Have you ever prayed ~ Whatever it takes Lord, just bring that person to you. To my shame, I’ve never had the courage or even the faith to pray that..... before now. About 2 months ago ~ in desperation ~ I begged God to bring one of my family members back to Him ~ whatever it takes. That was so tremendously hard to do. I had fought doing that for so many years. If you are a momma ~ you can likely imagine my greatest fear in praying such a prayer ~ yes, that’s right ~ the loss of a child. And yet it wasn’t until about two months ago when I had reached the end of my rope that I finally begged God to do whatever it would take to bring this person to Him.

It wasn’t until a month later that I realized that two other people had prayed the very same prayer about this person. I can thankfully report that all of my children are very alive and well at the moment. It appears that God was not going to choose my greatest fear to accomplish His will after all ~ at least it appears that way. And yet I find myself walking in the darkest of valleys. I actually thought it was pretty dark before but I am here to testify that things can get darker than we had even fathomed. I know my Lord is with me - walking each step that I walk. Oh how I have claimed Psalm 23 in its entirety -Lo I walk through the valley of the shadow of death ~ I will fear no evil~ thy rod and thy staff they comfort me. Balm for my soul indeed.

This "whatever it takes" prayer is bringing many changes to my life and the lives of my family. I will after 24 years re-enter the work force ~thank you Lord that I have my teaching certificate to fall back on; I will discontinue home schooling ~ after fifteen blessed years ~ and that is such a heart break because only three more years were needed before graduating our youngest daughter; I will relocate to my hometown that I have not lived in for over 30 years.

I must confess that I would never ~in a million years ~ have suspected that these changes would be connected to my prayer of "whatever it takes." It is so many changes to handle simultaneously and they aren’t changes I would have chosen but I must keep my eyes on the Lord and off the circumstances and know that God will work all of this to good. He will be victorious. He is doing whatever it takes to bring this person back to Him. I’ve had to remind myself of that a whole lot lately. So dear friends, keep me and my family in your prayers. God can do the impossible ~ but hearts have to be open and willing. May this heart I speak of get to the point of being open and willing.
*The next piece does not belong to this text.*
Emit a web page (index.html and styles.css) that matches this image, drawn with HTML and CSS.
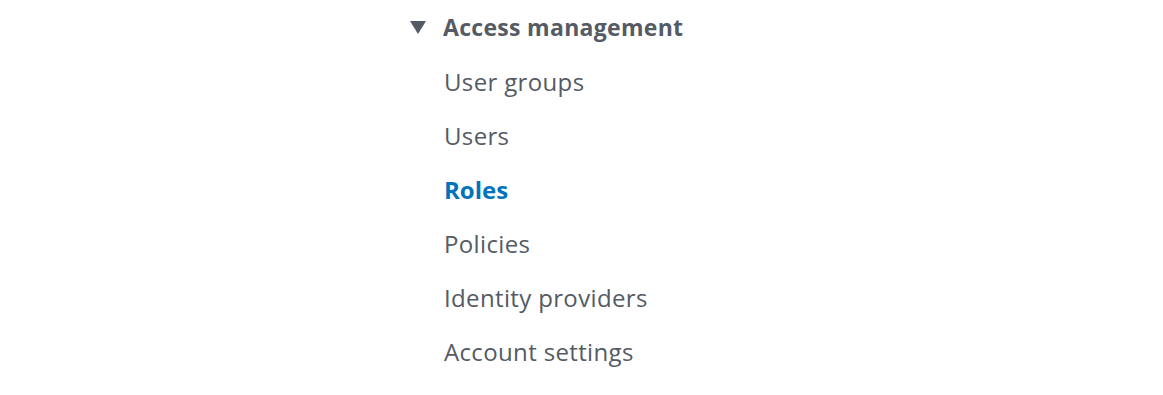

11 Thoughts On The Matter:

tascha said...

I will pray for you..... I have not had the courage to utter those words in prayer; but God is working on my heart.....

Grace on the Narrow Path said...

Cathryn,
You can count on me dear friend to lift you and your family up to the Lord in prayer. It may not be easy at first, but GOD is with you every step of the way! Where is your hometown? If I can help in any way, please let me know. God bless you my friend.
Hugs,
Bren

Deborah said...

Oh Cathryn, the Lord has brought you through so much these past months. I'm so thankful that he brought me across your blog at such a time. Your reliance on the Lord through all of these trials has been an inspiration to me. I know you probably don't see it that way, and I'm sure in your private times you haven't always felt that way, but it comes through in your writing....the way you always direct us to look to the Lord.
Just keep your eyes on HIM and he will bring you through this valley too. And know that you have friends praying for you and your family.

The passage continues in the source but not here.